Even at that early date, it was becoming very hard to sell Kodachrome film, in spite of the enthusiasm among a hard core of enthusiasts. At the present time, reversal film of all kinds is undergoing the most severe decline in sales, seconded only by B&W film and paper. This is a major factor in the problems at Agfa and Ilford, both of which tried gamely to stay in the analog film and paper business.

No matter what fiscal plans you make in a business, if the majority of your customers abandon your products for whatever reason, as is the case across the board in the analog film industry, you have to change that plan.

Kodak did not 'jump ship' on their own. The ship foundered because of the storm, and the ship began to sink.

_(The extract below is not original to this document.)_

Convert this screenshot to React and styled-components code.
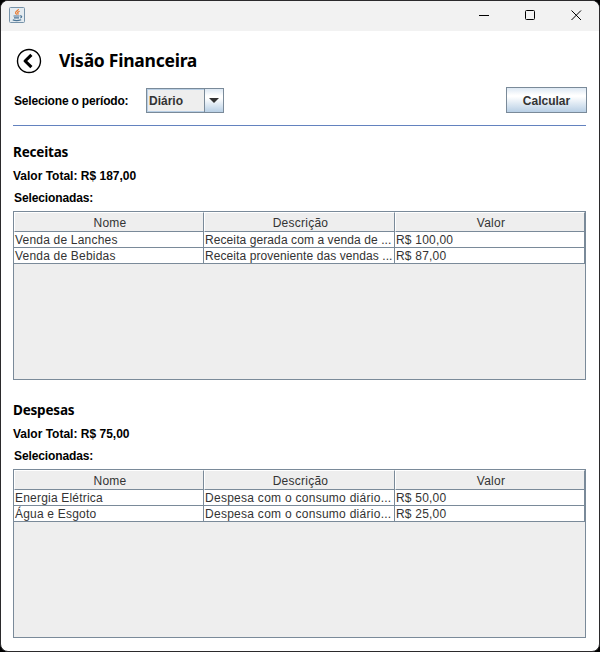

In fact, the entire fleet is going down or foundering, and so all of the conventional photographic companies management are trying to decide what to do next.

I must say here that I am an avid analog photographer with lots of cameras in just about every format. However, count the number of members and users here and on other photo enthusiast sites. Now, multiply by 1000 or even 10,000 and ask yourself if that represents even a fraction of the nearly 1 billion consumers out there. Can the tail wag the dog? Can we enthusiasts support conventional photography?

I don't purport to have an answer to that question BTW. My only recourse is to begin plans to make my own films and papers for B&W, and hope that I can at least supply myself for art's sake. The bad part about this is that as production of the films and papers cuts back, production of paper support, film support, and chemicals also cut back and therefore even if we had 'real' formulas it would be nearly impossible to duplicate existing products.

Someday, I may even try to make color.

An interesting side note though is that current RC paper support for conventional products still outstrips digital paper support by 10:1 according to my sources. But, the sales of one is going down by 35% / year and the other is going up by the same amount.